Rome is the beating heart of the Valentino brand. It's the city where Valentino Garavani founded his couture house in 1960. More than half a century later, as global as the company has become, Rome remains the headquarters. Though they typically close couture's abbreviated week in Paris, in the seven years since Maria Grazia Chiuri and Pierpaolo Piccioli took the reins at Valentino, they've rarely designed a collection that hasn't showcased their own Italian heritage in one way or another. This season, they brought their collection home.
The day began with an exhibition of couture dresses from previous seasons hidden in the closed-to-the-public places all over the city that have inspired them. It was one spectacular venue after another. The Biblioteca Casanatense, a public library lined with thousands of books and a smell so evocative you could hardly forget it. An 1840 marble bath in a palazzo still in private hands. A third-century AD Mithraic grotto discovered in the 1930s. Walking out of the last stop on the tour, which was the painter Giorgio de Chirico's apartment-turned-museum, you wondered if the runway show itself would be able to measure up.
There was no need to worry. With the sun setting on the ocher walls of the Piazza Mignanelli, and locals hanging out of the windows to take it in just like they did when Valentino himself staged shows in this square, the setting was as perfect as it gets. And the clothes were absolutely the location's equal. A few people grumbled about the emphasis on black, but Chiuri and Piccioli had an answer for that. "Rome is just a little bit noir, a little sinister," Piccioli said. In any case, there was nothing plain about the black pieces, especially not when they were accompanied by Alessandro Gaggio's striking gold pendant necklaces. Leather flowers trellised a sheer tulle cape, while minuscule beads added substance to a lace gladiator minidress. And the repeating arch motif on a floor-length, double-face wool and velvet cape? Straight off the Colosseum's walls.
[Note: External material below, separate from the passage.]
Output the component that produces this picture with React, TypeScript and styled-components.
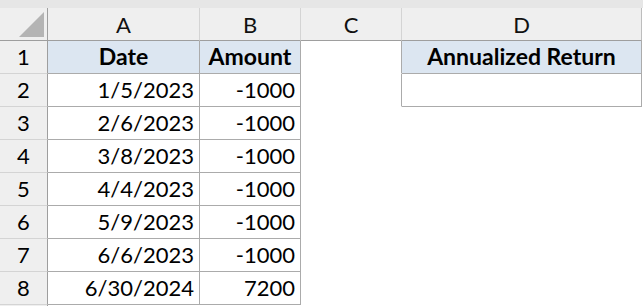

An eagle, a symbol of imperial Rome, clutched a red ribbon in its beak on the collection's first dress. It was the same bird that contractors found on the ceiling of the house's Roman atelier during its recent renovation. What a metaphor. There were ancient symbols all over the collection, from the wheat stalks on a golden lace dress to the griffin embroidery on a floor-length poncho. But you didn't need to be a historian to appreciate just how ravishing it all was, or to feel the connection between the couturiers and this city. By the time Chiuri and Piccioli rounded the wooden set on their victory lap, the whole crowd had stood for an ovation.